We had a lovely day, pottered around and got several ideas for Christmas. He bought himself a coat and I bought a bottle of perfume from Estée Lauder just so I could buy the massive make up gift with purchase. He offered to buy it for me for Christmas but I said we agreed we’re not doing Christmas this year, but apparently we are now. The mans a nightmare and very difficult to shop for, so luckily I got a few ideas while we were out. Time ticked on so we headed for the spa.

Spa was amazing, straight in the jacuzzi for a bit, sauna & steam room too. Then we got settled and read for a bit as we dried off. Got a little peckish so we went to the restaurant in our robes and slippers and he said he didn’t care that he looked ridiculous! Had soup as we were booked into a restaurant on the way home so didn’t really want anything heavy especially as an hour later we’d be having our treatments. I took a couple of paracetamol with my drink as my headache had returned. He commented that I was getting through too many of those lately and had I told the GP about it. He asked me how I was getting on. He told me he doesn’t ask me anymore as I get defensive. He said he knew I’d painted a rosier picture than what was actually going on while we were away so I told him the truth, it’s not great but I’m stable. The pernicious anaemia means it’s a viscious circle of tiredness and no energy, the liver function isn’t great either but luckily as I’m so anaemic you can’t tell how yellow I’d be, the kidney function is managing but won’t get better. The main problem is the blood pressure, that’s the biggest cause for concern as coupled with the low blood count I’m at risk of stroke. He looked absolutely horrified! I told him I’m ok, it’s all completely being managed and he wasn’t to worry. He said he was really sorry he didn’t know how bad I was and that when he asked me on holiday I brushed over it like it was nothing. He asked me what he can do to help, I told him just getting everyone to do their share of the chores would be a massive help. I told him I have zero patience as I’m so tired so that’s why I fly off the handle so quickly. If he could help me with the kids (i.e. Back me up when they don’t do as they’re asked) and support me that would be amazing too. It’ll all help to keep this together. He said he will help and he’ll speak to the kids.
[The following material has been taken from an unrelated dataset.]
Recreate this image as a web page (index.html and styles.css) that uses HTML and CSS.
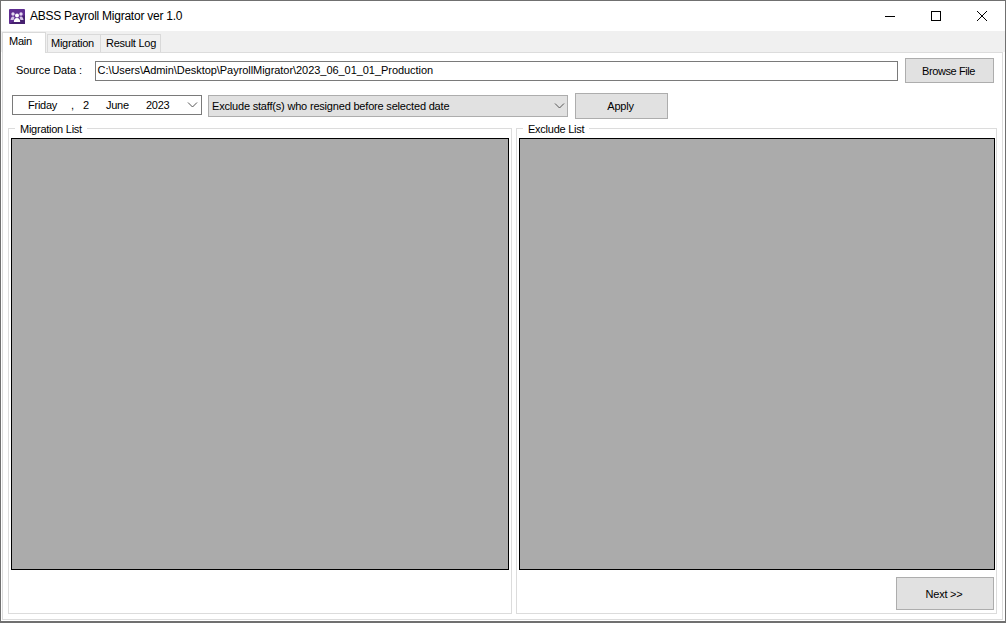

We went back to chill in the spa until it was time for our treatments. The place is amazing, we went to the relaxation room where they have warm tiled beds:

img_6960

Similar to these but in a low lit room with soothing sounds. Completely tranquil, we were called through to a joint room as we were having our treatments at the same time. Firstly we had a 55 minute complete body massage, followed by a calming facial finishing with an energising scalp massage. 1 hour and 45 minutes of total bliss. Well worth it. Considering I hate people touching me, I did ok, it wasn’t intrusive. Went back to the relaxation room for half an hour for all the oils to absorb. Went back to use the steam room and sauna before we showered and set off back for our dinner reservation.
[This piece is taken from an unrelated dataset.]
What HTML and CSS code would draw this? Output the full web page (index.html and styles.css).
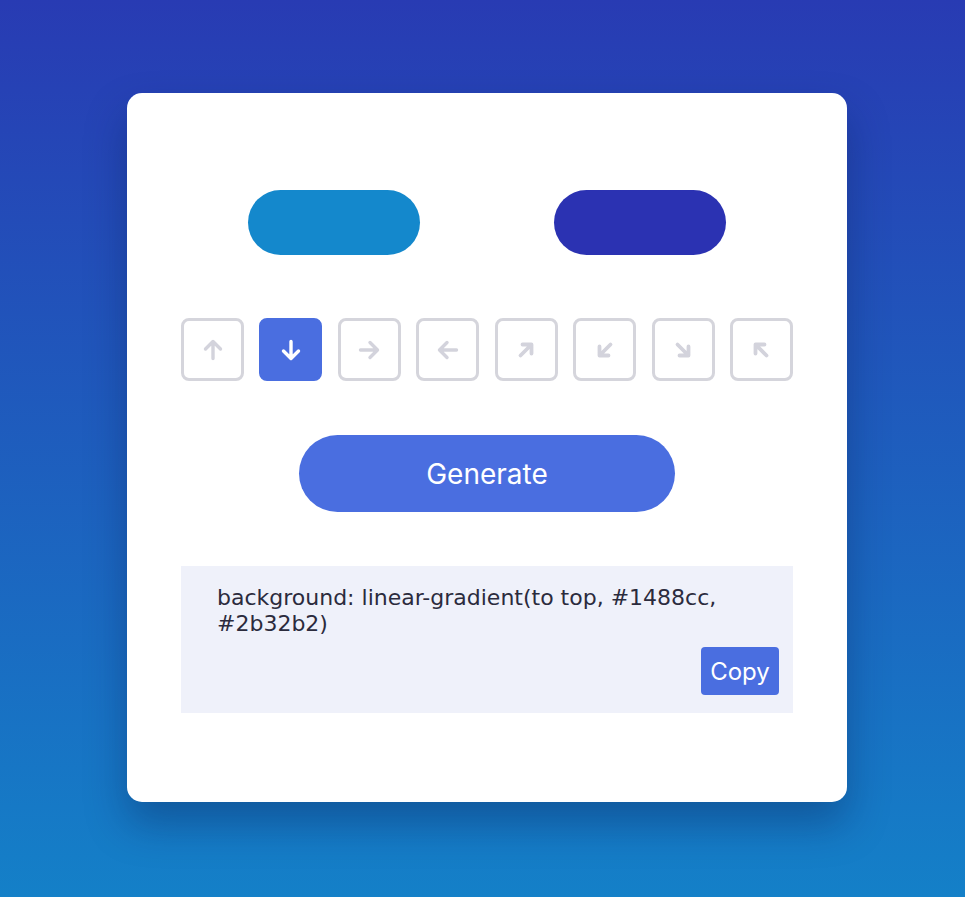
FILE: index.html
```html
<!DOCTYPE html>
<html lang="en">
<head>
<meta charset="utf-8">
<title>Gradient Generator</title>
<link rel="stylesheet" href="styles.css">
</head>
<body>
<main class="card">
  <div class="colors">
    <div class="swatch swatch-from"></div>
    <div class="swatch swatch-to"></div>
  </div>
  <div class="directions">
    <button class="dir"><svg viewBox="0 0 24 24"><path d="M12 20.5V3.5M4.5 11L12 3.5l7.5 7.5"/></svg></button>
    <button class="dir active"><svg viewBox="0 0 24 24"><path d="M12 3.5v17M4.5 13l7.5 7.5 7.5-7.5"/></svg></button>
    <button class="dir"><svg viewBox="0 0 24 24"><path d="M3.5 12h17M13 4.5l7.5 7.5-7.5 7.5"/></svg></button>
    <button class="dir"><svg viewBox="0 0 24 24"><path d="M20.5 12h-17M11 4.5L3.5 12l7.5 7.5"/></svg></button>
    <button class="dir"><svg class="diag" viewBox="0 0 24 24"><path d="M6.5 17.5L17 7M8.5 6.5h9v9"/></svg></button>
    <button class="dir"><svg class="diag" viewBox="0 0 24 24"><path d="M17.5 6.5L7 17M6.5 8.5v9h9"/></svg></button>
    <button class="dir"><svg class="diag" viewBox="0 0 24 24"><path d="M6.5 6.5L17 17M17.5 8.5v9h-9"/></svg></button>
    <button class="dir"><svg class="diag" viewBox="0 0 24 24"><path d="M17.5 17.5L7 7M6.5 15.5v-9h9"/></svg></button>
  </div>
  <div class="actions">
    <button class="generate">Generate</button>
  </div>
  <div class="output">
    <p class="code">background: linear-gradient(to top, #1488cc, #2b32b2)</p>
    <div class="copy-row"><button class="copy">Copy</button></div>
  </div>
</main>
</body>
</html>
```
FILE: styles.css
```css
html, body {
  margin: 0;
  height: 100%;
}
body {
  background: linear-gradient(to top, #1480c8, #283bb3);
  display: flex;
  align-items: center;
  justify-content: center;
  padding-left: 9px;
  box-sizing: border-box;
  font-family: "Inter", "Roboto", sans-serif;
}
.card {
  width: 720px;
  height: 709px;
  box-sizing: border-box;
  background: #fff;
  border-radius: 15px;
  padding: 97px 54px 0;
  box-shadow: 0 22px 40px rgba(10, 30, 80, 0.35);
  margin-top: -2px;
}
.colors {
  display: flex;
  justify-content: center;
  gap: 134px;
}
.swatch {
  width: 172px;
  height: 65px;
  border-radius: 33px;
}
.swatch-from { background: #1488cc; }
.swatch-to { background: #2b32b2; }
.directions {
  display: flex;
  justify-content: space-between;
  margin-top: 63px;
}
.dir {
  width: 63px;
  height: 63px;
  box-sizing: border-box;
  border: 3px solid #d5d5dc;
  border-radius: 8px;
  background: #fff;
  padding: 0;
  display: flex;
  align-items: center;
  justify-content: center;
}
.dir svg {
  width: 24px;
  height: 24px;
  fill: none;
  stroke: #d3d3dc;
  stroke-width: 3.4;
  stroke-linecap: round;
  stroke-linejoin: round;
}
.dir svg.diag {
  stroke-width: 3.8;
}
.dir.active {
  background: #4a6ee0;
  border-color: #4a6ee0;
}
.dir.active svg { stroke: #fff; }
.actions {
  display: flex;
  justify-content: center;
  margin-top: 54px;
}
.generate {
  width: 376px;
  height: 77px;
  border: none;
  border-radius: 39px;
  background: #4a6ee0;
  color: #fff;
  font-family: inherit;
  font-size: 28px;
  padding: 0;
}
.output {
  margin-top: 54px;
  background: #eff1fa;
  height: 147px;
  box-sizing: border-box;
  padding: 19px 14px 18px 36px;
}
.code {
  margin: 0;
  padding-right: 22px;
  font-family: "DejaVu Sans", "Inter", sans-serif;
  font-size: 22px;
  line-height: 26px;
  color: #2b2b3d;
}
.copy-row {
  display: flex;
  justify-content: flex-end;
  margin-top: 10px;
}
.copy {
  width: 78px;
  height: 48px;
  border: none;
  border-radius: 4px;
  background: #4a6ee0;
  color: #fff;
  font-family: inherit;
  font-size: 24px;
  padding: 0;
}
```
Dinner was good too, went to an Indian we haven’t been to for a while as it’s out of the way but it’s on the way home from where the spa was. Had a pleasant evening with lovely food but felt really scruffy as I was wearing jeans, my hair was down but I had no make up on. Because the universe hates me it decided that it was only fair I bump into some friends as we were leaving! They were just arriving as we left so luckily it wasn’t the prolonged agony it could’ve been. Dick commented in the car that for someone who makes out they don’t give a fuck what people think, I worry far too much about my appearance. Needlessly it seems as according to him I look fine, I don’t look as ill as I think I do and I don’t need make up. He also reckons I don’t look my age but I told him he’s full of shit! I reminded him that he didn’t say that on holiday when the “Adam Levine looking mother fucker” complimented me and he said that’s because he’s a jealous knobhead That’s quite a big confession from him. Got home and changed into my pjs and caught up with the kids about their day. They’d both been to a local firework display together. Frank had decided to go as Joy was planning on going to meet her friends there on her own on the bus. That bloody child of mine has no fear, he told her he’d take her there then go off with his girlfriend and bring her home. I love him so much, he’s such a good big brother. She told me she was grateful as she didn’t want to go on her own but her friends had arranged to meet there. We talked about our day and spoke about how it made a change to just do something on our own. They seemed to understand and weren’t bothered that we went alone. Frank gave Dick a hard time for enjoying his facial! I was shattered and so stuffed from dinner that I went to bed.

As soon as I got into bed I started crying. I’d had a fantastic day with Dick, I’d been completely distracted, but now alone with my own thoughts I couldn’t help but focus on how unfair it is that she’s not here, how amazing it would be to have spent the day with her. I don’t think it’ll ever get easier.